I am desperately seeking someone I can lean on.
My dying sister, she leans on me, a lot, and I’m happy to be leaned on because not for nothing, I’m an expert dying doula, if that were a thing, specializing in terminal cancer. Except she’s not dying, not yet anyway, treading life, not sick enough for me, and I’m not well enough to help her until she’s sick-sick – not this pre-gaming sick. Her demands? Order take out. Wash her dishes. Take out the garbage out. Walk the dog. Get her a coffee and itty bitty egg bites from Dunkin. Clean her car. Do her laundry. She’s driving me insane, barking orders and pulling the cancer card, thinking it’s funny.
I’m not laughing.
Call me selfish, but I won’t have her hospice at my home unless she’s unconscious or intubated.

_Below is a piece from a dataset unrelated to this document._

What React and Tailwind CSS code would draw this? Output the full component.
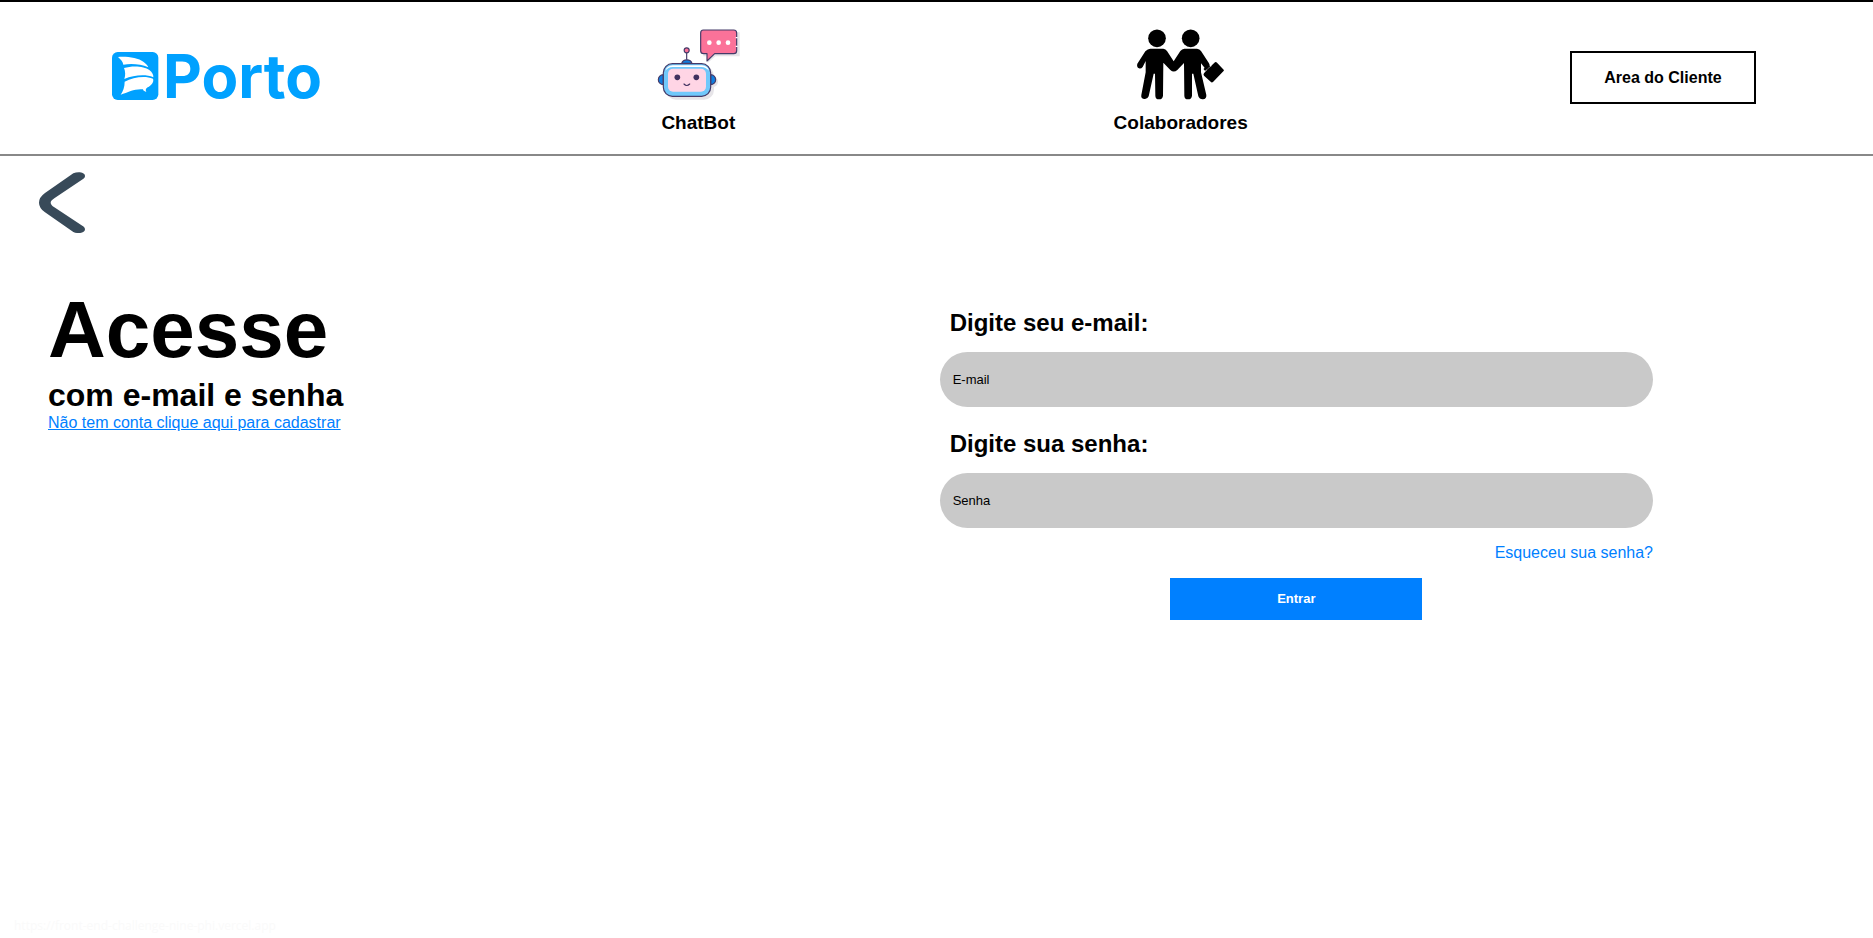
function SailMark() {
  return (
    <svg viewBox="65 66 141 144" className="h-12 w-[47px] shrink-0" aria-hidden="true">
      <rect x="65" y="66" width="139" height="144" rx="17" fill="#00a1ff" />
      <g fill="#fff">
        <path d="M83 81C110 79 143 83 160 96C168 102 172 107 174 112C151 102 123 100 99 104C98 96 92 89 83 81Z" />
        <path d="M101 114C126 106 162 108 177 120C186 127 190 135 189 142C166 132 131 135 102 147C106 135 105 124 101 114Z" />
        <path d="M103 155C128 142 163 136 188 146C192 156 182 167 172 172C166 176 165 180 168 186C161 184 158 181 158 178C136 175 114 186 91 194C98 184 103 170 103 155Z" />
      </g>
    </svg>
  );
}

function RobotIcon() {
  return (
    <svg viewBox="48 28 252 216" className="h-[72px] w-[84px]" aria-hidden="true">
      <g fill="#e6e4e8">
        <rect x="78" y="139" width="144" height="101" rx="30" />
        <path d="M190 38H299V110H226L203 130V110H190Z" />
        <path d="M218 170a16 16 0 0 1 0 32z" />
      </g>
      <g stroke="#453a68" strokeWidth="3.5" strokeLinejoin="round">
        <path d="M190 31H281Q290 31 290 40V93Q290 102 281 102H224L201 124V102H191Q182 102 182 93V40Q182 31 190 31Z" fill="#fb7299" />
        <path d="M140 98V120" fill="none" />
        <circle cx="140" cy="92" r="7.5" fill="#fb7299" />
        <path d="M125 131a16 14 0 0 1 31 0z" fill="#0f7ee0" />
        <path d="M70 165a15 15 0 0 0 0 30z" fill="#0f7ee0" />
        <path d="M212 165a15 15 0 0 1 0 30z" fill="#0f7ee0" />
        <rect x="70" y="132" width="142" height="98" rx="27" fill="#70c8fb" />
      </g>
      <path d="M76 153Q81 138 98 137H186Q202 138 207 153Q198 143 184 142H98Q84 143 76 153Z" fill="#fff" />
      <rect x="84" y="147" width="114" height="69" rx="15" fill="#ffd5e5" />
      <circle cx="112" cy="173" r="8.5" fill="#40315f" />
      <circle cx="169" cy="173" r="8.5" fill="#40315f" />
      <path d="M132 193q8 9 17 0" fill="none" stroke="#40315f" strokeWidth="3.5" strokeLinecap="round" />
      <g fill="#fff">
        <circle cx="208" cy="69" r="7" />
        <circle cx="236" cy="69" r="7" />
        <circle cx="264" cy="69" r="7" />
        <path d="M287 52h6v4h-6zM287 78h6v4h-6z" />
      </g>
    </svg>
  );
}

function PeopleIcon() {
  return (
    <svg viewBox="108 28 270 216" className="h-[72px] w-[90px]" aria-hidden="true">
      <circle cx="171" cy="56" r="26.5" />
      <circle cx="272" cy="56" r="26.5" />
      <path d="M151 87H190Q197 88 201 94L221 125L241 94Q246 88 253 87H291Q299 88 303 94L326 129Q331 134 327 139L316 147L303 131V158L319 226Q320 238 309 239Q299 240 295 230L280 162H276L276 228Q275 239 264 239Q253 239 253 228L252 130L232 151Q221 160 211 151L190 129L189 228Q188 239 177 239Q166 239 166 228L165 162H161L146 230Q142 240 132 238Q122 236 124 226L137 158V124L128 142Q123 148 117 146Q109 142 112 132L136 95Q143 87 151 87Z" />
      <path d="M320 151L345 128Q348 126 351 129L371 150Q373 153 370 155L339 187Q335 190 332 186L312 168Q309 165 312 161Z" />
      <path d="M313 151L328 137" stroke="#000" strokeWidth="8" fill="none" />
      <path d="M316 154l4 -3M331 141l4 -3" stroke="#fff" strokeWidth="2" />
    </svg>
  );
}

function NavItem({ icon, label }) {
  return (
    <a href="#" className="flex w-52 flex-col items-center gap-2.5">
      {icon}
      <span className="text-[19px] leading-6 font-bold">{label}</span>
    </a>
  );
}

function Field({ id, type, label, placeholder }) {
  return (
    <div className="flex flex-col gap-[15px]">
      <label htmlFor={id} className="pl-2.5 text-2xl leading-7 font-bold">
        {label}
      </label>
      <input
        id={id}
        type={type}
        placeholder={placeholder}
        className="h-[55px] w-full rounded-full bg-[#c9c9c9] px-[13px] text-[13px] placeholder:text-black"
      />
    </div>
  );
}

export default function App() {
  return (
    <div className="relative min-h-screen bg-white font-['Liberation_Sans',Arial,sans-serif] text-black">
      <header className="flex items-start justify-between border-t-2 border-b-2 border-t-black border-b-[#888888] pt-[27px] pr-[106px] pb-[19px] pl-28">
        <a href="#" className="mt-[22px] flex h-[50px] w-52 items-center gap-1">
          <SailMark />
          <span className="font-['Inter',sans-serif] text-[60px] leading-[50px] font-bold text-[#00a1ff]">Porto</span>
        </a>
        <NavItem icon={<RobotIcon />} label="ChatBot" />
        <NavItem icon={<PeopleIcon />} label="Colaboradores" />
        <div className="mt-[22px] flex w-52 justify-center">
          <button type="button" className="h-[53px] w-[186px] border-2 border-black text-base font-bold">
            Area do Cliente
          </button>
        </div>
      </header>

      <a href="#" aria-label="Voltar" className="mt-4 ml-[39px] block w-[46px]">
        <svg viewBox="0 0 138 183" className="h-[61px] w-[46px]" aria-hidden="true">
          <path
            d="M103 4C116 -2 138 0 138 12C138 17 134 20 131 22L46 79Q35 86 35 92Q35 98 46 106L131 162C134 164 138 167 138 172C138 184 116 186 103 180L18 121Q0 108 0 92Q0 76 18 63Z"
            fill="#384a59"
          />
        </svg>
      </a>

      <main className="mt-[57px] grid grid-cols-[5fr_4fr] pr-[220px] pl-12">
        <section>
          <h1 className="text-[80px] leading-[80px] font-bold">Acesse</h1>
          <h2 className="mt-[7px] text-[32px] leading-9 font-bold">com e-mail e senha</h2>
          <a href="#" className="block text-base leading-5 text-[#0080ff] underline">
            Não tem conta clique aqui para cadastrar
          </a>
        </section>

        <form className="flex flex-col pt-[19px]">
          <div className="flex flex-col gap-[23px]">
            <Field id="email" type="email" label="Digite seu e-mail:" placeholder="E-mail" />
            <Field id="senha" type="password" label="Digite sua senha:" placeholder="Senha" />
          </div>
          <a href="#" className="mt-[15px] self-end text-base leading-5 text-[#0080ff]">
            Esqueceu sua senha?
          </a>
          <button type="submit" className="mt-[15px] h-[42px] w-[252px] self-center bg-[#0080ff] text-[13px] font-bold text-white">
            Entrar
          </button>
        </form>
      </main>

      <p className="absolute bottom-0.5 left-3.5 font-['Open_Sans',sans-serif] text-xs leading-5 text-[#fafafa]">
        https://front-end-challenge-nine-phi.vercel.app
      </p>
    </div>
  );
}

Gross, I know. But factual.
And while I have this in writing now, I will 100% delete it lest I self-destruct when the request comes in. Because it’s coming.
My little sister, they’re all little to me, but the one right under the dying one is my favorite. We split the mom duties and dying sister duties, and she’s even helping me with the dog dooties (ooh, I said dooty). She’s amazing: half vet, half Dr. Doolittle, but she herself is escaping from a whack relationship, plus tag-teaming as we struggle to care for both our pain-in-the-ass dying sister and pain-in-the-ass-not-dying mom.
And while I need her now more than ever, the last thing this sister needs is me and my pathetic oh-me, oh-my, I’m so sad what am I gonna do now bullshit as my cookie cutter cliché of a marriage disintegrates before my eyes and slips through my fingers. My marriage is like trying to carry an almost alive goldfish to the toilet, the water dripping all over the floor, and the fish, circling the bowl, the dog barking, and me wishing I could go with it.
So I’m desperately seeking someone to lean on, someone without cancer, without BRCA, without their own shitshow partner – without eating my flip-flops and digging holes in my yard.
Something, someone, anything, anyone but without anyone in sight, I’m weeding the garden, walking the dogs, feeding the birds, hitting the gym, and typing the words, leaning on writing groups to get outta my head and onto the page, because, at this point, I need to stop leaning and learn to walk straight and tall, all by myself.